**STATED TASK**. Check each line of the listing below for the string "components", and copy the ones that have it.
───── SUPPLIED MATERIAL ─────
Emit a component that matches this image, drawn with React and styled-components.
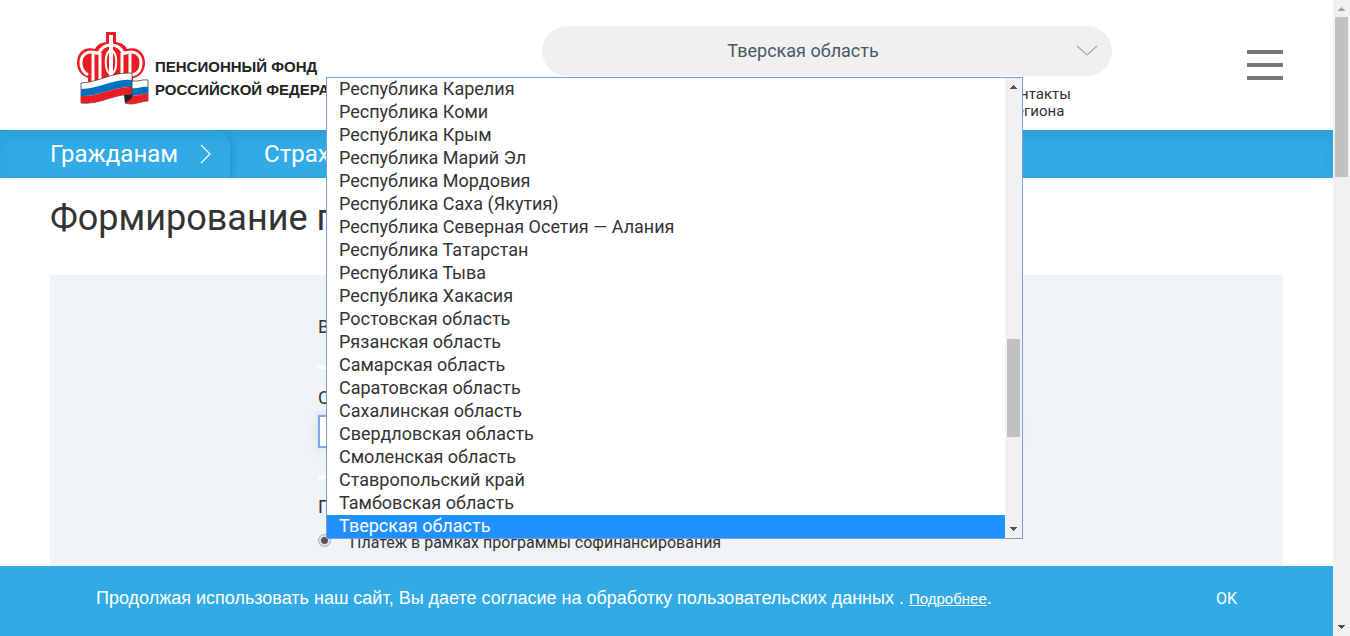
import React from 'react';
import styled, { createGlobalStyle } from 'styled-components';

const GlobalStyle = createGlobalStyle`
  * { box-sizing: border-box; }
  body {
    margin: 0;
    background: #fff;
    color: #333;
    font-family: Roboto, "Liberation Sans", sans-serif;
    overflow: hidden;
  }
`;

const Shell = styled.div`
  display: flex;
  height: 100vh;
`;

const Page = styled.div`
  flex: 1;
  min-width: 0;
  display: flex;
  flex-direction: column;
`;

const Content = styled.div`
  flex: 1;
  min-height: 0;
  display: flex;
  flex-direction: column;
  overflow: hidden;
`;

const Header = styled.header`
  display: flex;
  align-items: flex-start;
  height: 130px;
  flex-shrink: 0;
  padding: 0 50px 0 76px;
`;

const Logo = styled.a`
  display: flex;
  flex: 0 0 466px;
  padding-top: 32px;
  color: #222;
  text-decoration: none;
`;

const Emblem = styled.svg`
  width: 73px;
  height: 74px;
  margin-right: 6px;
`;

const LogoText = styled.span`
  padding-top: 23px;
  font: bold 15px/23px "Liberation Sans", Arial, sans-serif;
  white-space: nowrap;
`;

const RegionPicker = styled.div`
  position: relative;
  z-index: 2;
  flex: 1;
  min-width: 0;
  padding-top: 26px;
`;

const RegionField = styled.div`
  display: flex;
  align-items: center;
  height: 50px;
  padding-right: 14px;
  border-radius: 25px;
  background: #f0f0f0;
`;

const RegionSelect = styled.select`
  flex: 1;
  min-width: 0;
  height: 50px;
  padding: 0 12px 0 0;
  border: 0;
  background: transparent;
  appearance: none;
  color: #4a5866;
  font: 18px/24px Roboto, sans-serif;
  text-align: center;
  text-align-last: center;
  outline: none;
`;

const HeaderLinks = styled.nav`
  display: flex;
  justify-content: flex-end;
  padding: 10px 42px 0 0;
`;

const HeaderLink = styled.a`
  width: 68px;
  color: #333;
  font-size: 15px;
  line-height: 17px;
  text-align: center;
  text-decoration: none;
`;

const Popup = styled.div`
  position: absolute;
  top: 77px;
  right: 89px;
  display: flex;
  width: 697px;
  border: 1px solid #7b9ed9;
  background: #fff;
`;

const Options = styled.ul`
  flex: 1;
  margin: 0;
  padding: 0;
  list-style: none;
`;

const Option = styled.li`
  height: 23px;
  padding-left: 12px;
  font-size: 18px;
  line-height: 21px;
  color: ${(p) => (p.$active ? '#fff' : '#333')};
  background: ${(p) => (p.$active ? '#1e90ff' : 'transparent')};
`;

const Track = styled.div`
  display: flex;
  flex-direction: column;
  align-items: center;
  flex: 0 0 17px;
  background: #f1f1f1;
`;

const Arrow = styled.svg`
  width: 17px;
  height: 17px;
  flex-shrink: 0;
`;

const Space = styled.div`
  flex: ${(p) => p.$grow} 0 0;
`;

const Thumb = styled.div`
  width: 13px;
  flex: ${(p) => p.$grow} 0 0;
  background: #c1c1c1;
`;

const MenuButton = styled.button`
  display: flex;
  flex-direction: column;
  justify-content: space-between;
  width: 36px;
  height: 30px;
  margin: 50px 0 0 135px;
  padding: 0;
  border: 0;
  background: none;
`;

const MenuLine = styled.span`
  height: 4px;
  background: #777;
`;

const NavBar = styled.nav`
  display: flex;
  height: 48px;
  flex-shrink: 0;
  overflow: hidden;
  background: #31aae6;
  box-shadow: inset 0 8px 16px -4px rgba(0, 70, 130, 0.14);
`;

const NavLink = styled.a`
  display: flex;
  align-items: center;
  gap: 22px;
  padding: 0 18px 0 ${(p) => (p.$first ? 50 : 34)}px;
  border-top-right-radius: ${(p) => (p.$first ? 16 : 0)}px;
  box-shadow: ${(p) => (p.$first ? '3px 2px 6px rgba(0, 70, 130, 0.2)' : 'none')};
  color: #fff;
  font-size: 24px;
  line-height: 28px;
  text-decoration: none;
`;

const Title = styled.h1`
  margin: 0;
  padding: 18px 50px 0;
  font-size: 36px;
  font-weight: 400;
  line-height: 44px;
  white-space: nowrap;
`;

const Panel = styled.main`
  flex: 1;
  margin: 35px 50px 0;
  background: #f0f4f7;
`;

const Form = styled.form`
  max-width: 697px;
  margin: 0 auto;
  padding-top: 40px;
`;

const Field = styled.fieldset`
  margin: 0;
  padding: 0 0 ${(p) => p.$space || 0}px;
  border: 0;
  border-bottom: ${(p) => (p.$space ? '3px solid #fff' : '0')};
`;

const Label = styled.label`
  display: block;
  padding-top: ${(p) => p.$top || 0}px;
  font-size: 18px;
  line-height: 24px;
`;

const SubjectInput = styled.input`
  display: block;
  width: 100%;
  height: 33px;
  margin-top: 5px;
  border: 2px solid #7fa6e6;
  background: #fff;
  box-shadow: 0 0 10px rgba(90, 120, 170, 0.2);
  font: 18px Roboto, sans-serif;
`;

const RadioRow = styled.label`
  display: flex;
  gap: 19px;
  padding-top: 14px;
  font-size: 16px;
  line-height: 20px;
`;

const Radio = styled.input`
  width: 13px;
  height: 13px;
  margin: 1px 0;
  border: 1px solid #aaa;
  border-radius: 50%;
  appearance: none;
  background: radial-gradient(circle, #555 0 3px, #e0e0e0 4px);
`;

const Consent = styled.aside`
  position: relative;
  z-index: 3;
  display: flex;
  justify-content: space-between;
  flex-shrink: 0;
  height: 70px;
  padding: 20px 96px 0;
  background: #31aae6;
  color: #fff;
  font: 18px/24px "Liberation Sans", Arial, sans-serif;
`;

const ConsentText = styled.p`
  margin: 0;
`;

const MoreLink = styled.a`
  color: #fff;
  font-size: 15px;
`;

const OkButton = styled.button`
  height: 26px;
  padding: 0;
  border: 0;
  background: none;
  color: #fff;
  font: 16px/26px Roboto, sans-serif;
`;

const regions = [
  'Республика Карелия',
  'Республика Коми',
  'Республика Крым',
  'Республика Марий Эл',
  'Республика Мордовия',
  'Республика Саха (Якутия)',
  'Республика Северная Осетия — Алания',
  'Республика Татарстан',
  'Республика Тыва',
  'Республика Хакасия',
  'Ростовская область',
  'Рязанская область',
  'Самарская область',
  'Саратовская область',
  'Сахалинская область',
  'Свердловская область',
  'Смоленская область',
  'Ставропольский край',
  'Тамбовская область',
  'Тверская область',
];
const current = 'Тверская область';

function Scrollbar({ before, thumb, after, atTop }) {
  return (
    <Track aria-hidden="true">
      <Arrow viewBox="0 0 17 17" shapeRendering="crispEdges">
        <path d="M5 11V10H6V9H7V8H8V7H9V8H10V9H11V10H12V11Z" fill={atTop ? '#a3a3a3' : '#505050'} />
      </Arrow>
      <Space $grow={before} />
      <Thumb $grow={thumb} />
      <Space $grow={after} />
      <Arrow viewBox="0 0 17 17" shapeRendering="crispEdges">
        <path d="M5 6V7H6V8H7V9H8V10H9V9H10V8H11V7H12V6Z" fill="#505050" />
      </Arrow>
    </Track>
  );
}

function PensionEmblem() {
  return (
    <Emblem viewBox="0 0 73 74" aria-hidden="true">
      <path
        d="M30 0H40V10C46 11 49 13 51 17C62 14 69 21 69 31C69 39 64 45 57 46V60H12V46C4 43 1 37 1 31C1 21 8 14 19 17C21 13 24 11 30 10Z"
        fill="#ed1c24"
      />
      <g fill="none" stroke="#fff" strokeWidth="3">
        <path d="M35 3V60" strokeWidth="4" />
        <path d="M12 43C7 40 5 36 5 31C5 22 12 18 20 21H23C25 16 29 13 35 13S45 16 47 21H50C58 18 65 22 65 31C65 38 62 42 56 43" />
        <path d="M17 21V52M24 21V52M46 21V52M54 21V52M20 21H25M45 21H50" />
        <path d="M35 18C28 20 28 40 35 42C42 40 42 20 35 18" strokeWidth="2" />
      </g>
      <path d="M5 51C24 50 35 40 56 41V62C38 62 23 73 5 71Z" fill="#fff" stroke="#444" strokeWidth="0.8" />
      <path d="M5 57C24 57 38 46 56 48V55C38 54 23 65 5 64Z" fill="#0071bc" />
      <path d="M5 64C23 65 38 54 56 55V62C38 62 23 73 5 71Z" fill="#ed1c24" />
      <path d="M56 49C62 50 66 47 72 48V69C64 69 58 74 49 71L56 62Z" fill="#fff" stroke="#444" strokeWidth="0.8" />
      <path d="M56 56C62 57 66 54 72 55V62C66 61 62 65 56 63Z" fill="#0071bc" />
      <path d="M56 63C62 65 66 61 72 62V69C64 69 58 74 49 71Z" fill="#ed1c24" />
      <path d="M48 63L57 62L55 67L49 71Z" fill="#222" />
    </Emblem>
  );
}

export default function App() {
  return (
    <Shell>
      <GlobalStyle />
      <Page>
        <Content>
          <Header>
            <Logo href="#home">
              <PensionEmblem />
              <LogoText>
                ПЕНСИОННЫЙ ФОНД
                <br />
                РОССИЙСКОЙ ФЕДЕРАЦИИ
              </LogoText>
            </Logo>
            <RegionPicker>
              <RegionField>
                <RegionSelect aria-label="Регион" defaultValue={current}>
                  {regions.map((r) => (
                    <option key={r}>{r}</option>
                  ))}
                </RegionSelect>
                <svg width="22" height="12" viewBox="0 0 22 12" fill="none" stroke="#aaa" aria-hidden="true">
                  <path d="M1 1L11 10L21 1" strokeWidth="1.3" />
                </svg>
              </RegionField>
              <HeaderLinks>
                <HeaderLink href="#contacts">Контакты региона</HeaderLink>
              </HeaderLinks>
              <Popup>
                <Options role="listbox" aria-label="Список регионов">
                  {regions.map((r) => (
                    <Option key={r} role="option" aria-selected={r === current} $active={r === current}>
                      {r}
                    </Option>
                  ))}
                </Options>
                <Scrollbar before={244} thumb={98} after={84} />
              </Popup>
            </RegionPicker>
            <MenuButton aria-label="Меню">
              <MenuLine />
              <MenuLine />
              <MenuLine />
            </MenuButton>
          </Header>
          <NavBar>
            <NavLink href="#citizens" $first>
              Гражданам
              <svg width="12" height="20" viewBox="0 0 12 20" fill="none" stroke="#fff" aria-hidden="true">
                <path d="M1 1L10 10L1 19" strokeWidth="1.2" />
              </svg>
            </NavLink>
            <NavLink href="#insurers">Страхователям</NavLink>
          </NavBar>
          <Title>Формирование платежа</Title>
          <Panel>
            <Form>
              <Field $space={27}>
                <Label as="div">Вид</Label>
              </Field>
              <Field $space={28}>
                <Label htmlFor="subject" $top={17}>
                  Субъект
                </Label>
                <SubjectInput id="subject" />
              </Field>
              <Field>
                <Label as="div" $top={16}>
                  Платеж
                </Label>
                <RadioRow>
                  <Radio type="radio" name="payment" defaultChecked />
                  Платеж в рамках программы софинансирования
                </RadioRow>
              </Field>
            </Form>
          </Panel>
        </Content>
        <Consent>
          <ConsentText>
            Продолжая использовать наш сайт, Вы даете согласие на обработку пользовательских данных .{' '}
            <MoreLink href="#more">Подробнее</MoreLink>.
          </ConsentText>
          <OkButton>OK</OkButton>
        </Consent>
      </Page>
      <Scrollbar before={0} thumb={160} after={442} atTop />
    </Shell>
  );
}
─────
**ANSWER BELOW**.
Emit a component that matches this image, drawn with React and styled-components.
import styled, { createGlobalStyle } from 'styled-components';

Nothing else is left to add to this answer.